#### WHAT IS NEEDED:
Using the data beneath, show every line that includes the word "with".

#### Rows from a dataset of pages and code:
-----

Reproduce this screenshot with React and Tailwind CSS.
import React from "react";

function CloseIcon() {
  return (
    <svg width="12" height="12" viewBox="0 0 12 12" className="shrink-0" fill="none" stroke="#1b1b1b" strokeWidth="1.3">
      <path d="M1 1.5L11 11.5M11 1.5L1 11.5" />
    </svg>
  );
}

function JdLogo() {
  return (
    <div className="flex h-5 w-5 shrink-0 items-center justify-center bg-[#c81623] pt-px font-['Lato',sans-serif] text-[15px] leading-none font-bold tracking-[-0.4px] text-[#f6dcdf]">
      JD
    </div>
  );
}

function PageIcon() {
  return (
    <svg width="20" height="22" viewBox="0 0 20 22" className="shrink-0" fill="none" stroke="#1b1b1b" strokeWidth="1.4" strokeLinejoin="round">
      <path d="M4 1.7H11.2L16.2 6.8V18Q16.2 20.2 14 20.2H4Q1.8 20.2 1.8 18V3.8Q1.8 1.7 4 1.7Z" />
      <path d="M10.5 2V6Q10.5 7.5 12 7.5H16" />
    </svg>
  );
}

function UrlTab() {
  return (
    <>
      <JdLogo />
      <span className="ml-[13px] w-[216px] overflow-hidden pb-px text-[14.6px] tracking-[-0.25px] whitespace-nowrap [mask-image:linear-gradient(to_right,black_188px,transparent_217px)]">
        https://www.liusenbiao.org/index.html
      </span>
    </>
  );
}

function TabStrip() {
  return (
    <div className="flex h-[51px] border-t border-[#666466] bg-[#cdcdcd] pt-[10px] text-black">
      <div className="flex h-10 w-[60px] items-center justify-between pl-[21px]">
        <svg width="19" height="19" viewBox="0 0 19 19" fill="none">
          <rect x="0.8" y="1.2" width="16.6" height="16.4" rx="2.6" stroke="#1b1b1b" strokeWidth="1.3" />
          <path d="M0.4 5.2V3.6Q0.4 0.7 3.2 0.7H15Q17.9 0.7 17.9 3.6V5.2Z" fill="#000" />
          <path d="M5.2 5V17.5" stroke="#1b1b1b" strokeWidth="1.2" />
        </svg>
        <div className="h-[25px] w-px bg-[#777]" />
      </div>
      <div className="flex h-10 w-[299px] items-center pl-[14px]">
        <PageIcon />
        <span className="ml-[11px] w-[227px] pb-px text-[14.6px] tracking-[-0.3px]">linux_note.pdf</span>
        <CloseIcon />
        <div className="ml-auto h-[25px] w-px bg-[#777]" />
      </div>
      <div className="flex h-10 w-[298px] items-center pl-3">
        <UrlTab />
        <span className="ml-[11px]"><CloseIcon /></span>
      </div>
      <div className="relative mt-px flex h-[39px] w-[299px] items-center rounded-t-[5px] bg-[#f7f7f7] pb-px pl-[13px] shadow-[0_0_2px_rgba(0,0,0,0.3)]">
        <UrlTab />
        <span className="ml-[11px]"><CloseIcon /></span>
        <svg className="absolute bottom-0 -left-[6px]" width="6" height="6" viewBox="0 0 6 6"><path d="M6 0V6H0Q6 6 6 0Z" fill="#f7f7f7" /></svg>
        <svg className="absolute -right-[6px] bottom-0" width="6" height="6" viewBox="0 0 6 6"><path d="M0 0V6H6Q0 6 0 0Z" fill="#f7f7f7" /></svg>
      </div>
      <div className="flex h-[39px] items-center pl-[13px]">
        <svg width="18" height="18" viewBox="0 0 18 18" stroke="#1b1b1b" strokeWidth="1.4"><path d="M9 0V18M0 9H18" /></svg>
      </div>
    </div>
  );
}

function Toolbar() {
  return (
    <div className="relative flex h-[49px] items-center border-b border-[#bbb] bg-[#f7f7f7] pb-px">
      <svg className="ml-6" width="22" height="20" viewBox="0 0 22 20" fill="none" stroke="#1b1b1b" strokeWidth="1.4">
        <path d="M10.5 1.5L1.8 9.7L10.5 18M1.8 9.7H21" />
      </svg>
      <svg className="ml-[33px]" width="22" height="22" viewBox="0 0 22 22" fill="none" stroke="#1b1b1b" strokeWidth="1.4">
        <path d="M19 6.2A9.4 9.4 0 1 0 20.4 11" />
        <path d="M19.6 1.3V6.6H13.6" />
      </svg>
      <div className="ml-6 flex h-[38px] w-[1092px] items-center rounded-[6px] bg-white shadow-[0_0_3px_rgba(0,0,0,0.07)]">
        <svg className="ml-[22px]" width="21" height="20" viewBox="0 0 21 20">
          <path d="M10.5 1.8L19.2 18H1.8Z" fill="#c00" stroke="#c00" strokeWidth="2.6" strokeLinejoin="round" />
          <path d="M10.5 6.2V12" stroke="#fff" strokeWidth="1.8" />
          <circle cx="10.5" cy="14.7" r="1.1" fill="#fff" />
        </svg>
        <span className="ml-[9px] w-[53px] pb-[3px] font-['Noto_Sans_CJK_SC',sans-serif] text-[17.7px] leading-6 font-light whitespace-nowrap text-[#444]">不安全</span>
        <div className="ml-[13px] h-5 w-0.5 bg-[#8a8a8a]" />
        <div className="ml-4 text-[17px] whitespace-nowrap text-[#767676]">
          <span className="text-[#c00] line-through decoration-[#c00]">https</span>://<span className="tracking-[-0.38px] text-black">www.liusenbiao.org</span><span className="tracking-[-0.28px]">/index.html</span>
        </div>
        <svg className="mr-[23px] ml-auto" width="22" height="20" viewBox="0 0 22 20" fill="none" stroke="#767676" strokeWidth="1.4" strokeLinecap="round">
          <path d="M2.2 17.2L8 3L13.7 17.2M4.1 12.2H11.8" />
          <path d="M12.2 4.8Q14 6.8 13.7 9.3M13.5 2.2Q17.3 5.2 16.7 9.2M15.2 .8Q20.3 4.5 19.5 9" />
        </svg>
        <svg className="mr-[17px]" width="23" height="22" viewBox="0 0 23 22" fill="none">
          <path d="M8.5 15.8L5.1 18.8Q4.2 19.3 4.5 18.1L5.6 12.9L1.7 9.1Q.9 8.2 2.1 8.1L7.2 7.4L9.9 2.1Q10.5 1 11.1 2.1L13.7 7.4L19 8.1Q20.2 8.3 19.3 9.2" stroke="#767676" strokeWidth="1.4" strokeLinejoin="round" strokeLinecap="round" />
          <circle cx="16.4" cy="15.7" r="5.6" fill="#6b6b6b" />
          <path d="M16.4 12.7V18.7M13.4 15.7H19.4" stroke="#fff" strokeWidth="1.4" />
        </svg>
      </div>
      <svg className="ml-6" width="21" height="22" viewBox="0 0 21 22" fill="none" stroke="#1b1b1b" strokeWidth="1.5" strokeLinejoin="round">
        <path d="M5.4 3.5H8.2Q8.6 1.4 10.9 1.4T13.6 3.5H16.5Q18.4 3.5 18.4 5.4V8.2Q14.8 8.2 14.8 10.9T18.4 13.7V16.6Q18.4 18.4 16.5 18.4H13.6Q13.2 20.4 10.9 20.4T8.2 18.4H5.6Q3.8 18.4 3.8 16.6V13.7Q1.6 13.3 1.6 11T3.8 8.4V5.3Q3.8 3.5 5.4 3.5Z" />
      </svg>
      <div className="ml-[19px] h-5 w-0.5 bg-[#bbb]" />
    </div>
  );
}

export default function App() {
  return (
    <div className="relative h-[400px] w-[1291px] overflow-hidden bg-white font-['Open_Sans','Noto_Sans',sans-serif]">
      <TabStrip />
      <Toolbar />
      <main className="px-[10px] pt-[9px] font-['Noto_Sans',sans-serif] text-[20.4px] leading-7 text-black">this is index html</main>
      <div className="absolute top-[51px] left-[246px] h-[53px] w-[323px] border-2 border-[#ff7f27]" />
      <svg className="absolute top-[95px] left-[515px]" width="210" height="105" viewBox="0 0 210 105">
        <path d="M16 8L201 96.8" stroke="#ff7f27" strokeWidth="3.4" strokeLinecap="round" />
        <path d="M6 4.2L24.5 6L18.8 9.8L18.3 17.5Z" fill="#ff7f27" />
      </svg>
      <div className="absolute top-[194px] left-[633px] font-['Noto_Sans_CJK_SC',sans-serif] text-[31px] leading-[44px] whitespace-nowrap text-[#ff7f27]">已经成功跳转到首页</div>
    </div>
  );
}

-----

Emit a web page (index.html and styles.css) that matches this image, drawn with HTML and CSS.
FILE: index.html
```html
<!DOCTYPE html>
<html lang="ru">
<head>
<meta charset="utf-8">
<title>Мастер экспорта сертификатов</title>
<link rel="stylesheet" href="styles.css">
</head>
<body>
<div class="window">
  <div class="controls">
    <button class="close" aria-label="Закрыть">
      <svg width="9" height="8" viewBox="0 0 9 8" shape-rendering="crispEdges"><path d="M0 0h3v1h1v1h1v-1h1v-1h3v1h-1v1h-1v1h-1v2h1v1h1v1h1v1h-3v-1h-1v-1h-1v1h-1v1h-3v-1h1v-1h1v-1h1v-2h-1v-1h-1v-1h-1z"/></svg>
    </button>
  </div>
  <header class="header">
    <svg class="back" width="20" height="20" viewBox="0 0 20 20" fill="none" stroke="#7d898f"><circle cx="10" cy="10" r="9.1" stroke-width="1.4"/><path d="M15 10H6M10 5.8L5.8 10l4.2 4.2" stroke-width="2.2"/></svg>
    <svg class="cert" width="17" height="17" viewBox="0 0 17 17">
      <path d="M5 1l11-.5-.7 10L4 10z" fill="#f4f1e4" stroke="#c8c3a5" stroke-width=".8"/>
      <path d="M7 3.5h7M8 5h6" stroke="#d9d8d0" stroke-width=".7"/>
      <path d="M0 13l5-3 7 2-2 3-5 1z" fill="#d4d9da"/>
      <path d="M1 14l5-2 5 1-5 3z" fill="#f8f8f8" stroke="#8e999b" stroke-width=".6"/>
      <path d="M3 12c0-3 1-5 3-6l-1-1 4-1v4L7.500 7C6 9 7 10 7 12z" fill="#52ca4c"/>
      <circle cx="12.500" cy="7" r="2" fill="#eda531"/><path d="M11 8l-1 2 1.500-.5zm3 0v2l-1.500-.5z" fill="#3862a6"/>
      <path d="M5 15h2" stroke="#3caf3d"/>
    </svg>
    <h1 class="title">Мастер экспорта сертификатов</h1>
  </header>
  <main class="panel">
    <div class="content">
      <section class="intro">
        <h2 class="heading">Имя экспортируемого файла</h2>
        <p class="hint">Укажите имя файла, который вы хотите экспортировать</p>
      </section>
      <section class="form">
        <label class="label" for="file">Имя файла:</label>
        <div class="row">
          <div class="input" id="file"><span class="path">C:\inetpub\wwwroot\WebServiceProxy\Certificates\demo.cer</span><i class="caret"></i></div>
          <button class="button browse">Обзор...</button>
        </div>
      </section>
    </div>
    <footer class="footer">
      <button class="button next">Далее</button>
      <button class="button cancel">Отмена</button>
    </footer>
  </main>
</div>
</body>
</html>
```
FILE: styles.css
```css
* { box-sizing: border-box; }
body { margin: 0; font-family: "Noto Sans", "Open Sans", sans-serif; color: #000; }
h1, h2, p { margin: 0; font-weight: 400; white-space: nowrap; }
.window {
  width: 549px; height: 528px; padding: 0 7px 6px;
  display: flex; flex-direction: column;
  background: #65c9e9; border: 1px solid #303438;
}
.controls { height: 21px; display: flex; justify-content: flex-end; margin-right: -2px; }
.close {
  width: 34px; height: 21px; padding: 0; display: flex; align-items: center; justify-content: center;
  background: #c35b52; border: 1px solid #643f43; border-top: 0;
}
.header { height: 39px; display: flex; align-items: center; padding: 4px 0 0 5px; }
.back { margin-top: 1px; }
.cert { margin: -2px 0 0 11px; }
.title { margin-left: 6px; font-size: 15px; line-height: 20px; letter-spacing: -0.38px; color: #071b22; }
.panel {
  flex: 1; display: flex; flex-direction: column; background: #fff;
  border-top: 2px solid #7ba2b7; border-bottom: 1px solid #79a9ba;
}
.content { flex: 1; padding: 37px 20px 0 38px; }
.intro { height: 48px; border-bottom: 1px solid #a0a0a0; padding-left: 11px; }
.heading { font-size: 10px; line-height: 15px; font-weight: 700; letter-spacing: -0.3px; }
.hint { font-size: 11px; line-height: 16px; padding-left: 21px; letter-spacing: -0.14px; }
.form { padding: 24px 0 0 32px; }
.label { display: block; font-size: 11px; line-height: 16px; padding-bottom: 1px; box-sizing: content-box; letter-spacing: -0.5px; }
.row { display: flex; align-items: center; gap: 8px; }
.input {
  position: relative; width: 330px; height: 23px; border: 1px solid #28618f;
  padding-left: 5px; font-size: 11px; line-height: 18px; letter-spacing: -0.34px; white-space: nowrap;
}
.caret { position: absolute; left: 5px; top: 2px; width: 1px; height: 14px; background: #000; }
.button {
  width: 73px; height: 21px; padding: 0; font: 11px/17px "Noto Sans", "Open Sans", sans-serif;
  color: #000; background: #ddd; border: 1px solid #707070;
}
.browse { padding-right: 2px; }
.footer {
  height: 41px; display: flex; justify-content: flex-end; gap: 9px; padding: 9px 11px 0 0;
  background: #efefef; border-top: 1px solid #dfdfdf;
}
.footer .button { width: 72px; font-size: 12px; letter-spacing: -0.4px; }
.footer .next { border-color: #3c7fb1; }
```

-----

#### COMPLETED TASK:
Reproduce this screenshot with React and Tailwind CSS.
Emit a web page (index.html and styles.css) that matches this image, drawn with HTML and CSS.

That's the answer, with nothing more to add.